What you have here is an attempt to objectify, or stand apart from action in such a refusal. This is not the fault of the subconscious, but a fault of the ego, which refuses to assimilate or accept a given action. As you know, it is the ego who exists as a result of such objectivity. All the qualities that make up the ego are objectified to that degree, but they are collected about the ego with the ego as center. When the ego however refuses to accept an emotion as a part of itself, it tries one of two actions.

[... 2 paragraphs ...]

The habitual pattern or characteristic nature of the ego may then be led to refuse to accept an emotion, at the same time that a pattern has already been set to receive the particular type of emotion. Here the ego fights against itself. Such an emotion may of course be given release through dreams, but this is of limited value to the ego involved, since the ego does not accept the reality of dream existence.

The strength of the ego actually depends on the flexibility with which it can accept and assimilate ever more complex actions, and give them a unity of its own. An action or emotion not accepted by the ego, but nevertheless a part of it, will always drain energy from the main core of the ego, despite the ego’s denial, and energy that cannot therefore be used by the ego for the purposes of its own purposeful action.

The rejected emotion, in other words, will express itself in any case, but it will do so then as a rebel, outside of the organizational directives of the ego itself.

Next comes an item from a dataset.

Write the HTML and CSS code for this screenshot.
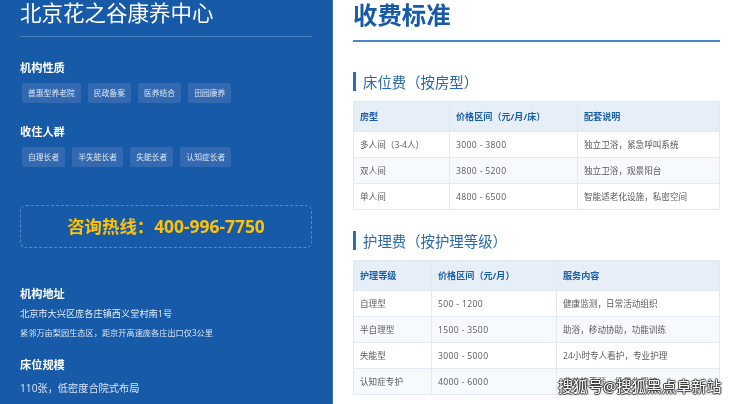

Hence for example, actions that appear senseless to the ego are often the results of such unassimilated or denied emotions. At one time or another such emotions were acceptable to the ego. There was an attraction, or the emotion would not have been permitted to enter into a realm close to ego control.

Inclinations with which the ego has very little liking, for example, are very seldom a problem for the ego, since they remain generally outside of the ego pattern, never having been chosen by it to form a characteristic part of the ego pattern. Obviously, to some degree every conceivable sort of inclination is latent to the ego, but it is apparent that each ego has its peculiar set of adopted characteristics, its set of characteristics that it sometimes accepts and sometimes rejects; and it is obvious that some characteristics simply seem alien to any given ego.

It is therefore with the second alternating group of characteristics that most such problems arise. An ego who can, and has at one time or another accepted as part of itself a violent and unruly desire to kill, for example, will not automatically reject the emotion of hatred. He may dislike it, but he will recognize it as a part of himself during whatever period it is assimilated. An ego which once accepted such an idea of violence, and knew it as a possibility of action, such an ego, if he then rejects the conception, can no longer afford, ever, to recognize this once acceptable emotion, for he is only too aware of the action that could have at one time developed.

[... 1 paragraph ...]

This is obviously somewhat simplified, in that the ego constantly changes, and the above examples must be read carefully or their meaning could be misinterpreted. Actions may appear to be separate, but they are all part of other actions, this being of course the basis for all organization, including that of the ego and the inner self.

[... 9 paragraphs ...]

The hope and the possibilities here, as well as some of the dangers, lie in the fact that the ego does indeed change, and is not one specific reality but a series or group of actions, with direction, that have the potentiality for unlimited value fulfillment. The ego will never be less than it is now. It may very well be more. Possibilities for development here are very great, but most such possibilities lie still in the future, and only, so far, as possibilities. There is nothing that will force the ego to enlarge the scope of its awareness.

Ruburt may now, if he wishes, work on his psychological time in the morning. I wanted that particular routine broken up for a while, but now if it is more convenient he may return to his old schedule; that is, that same time of day, but twenty minutes should still be the limit.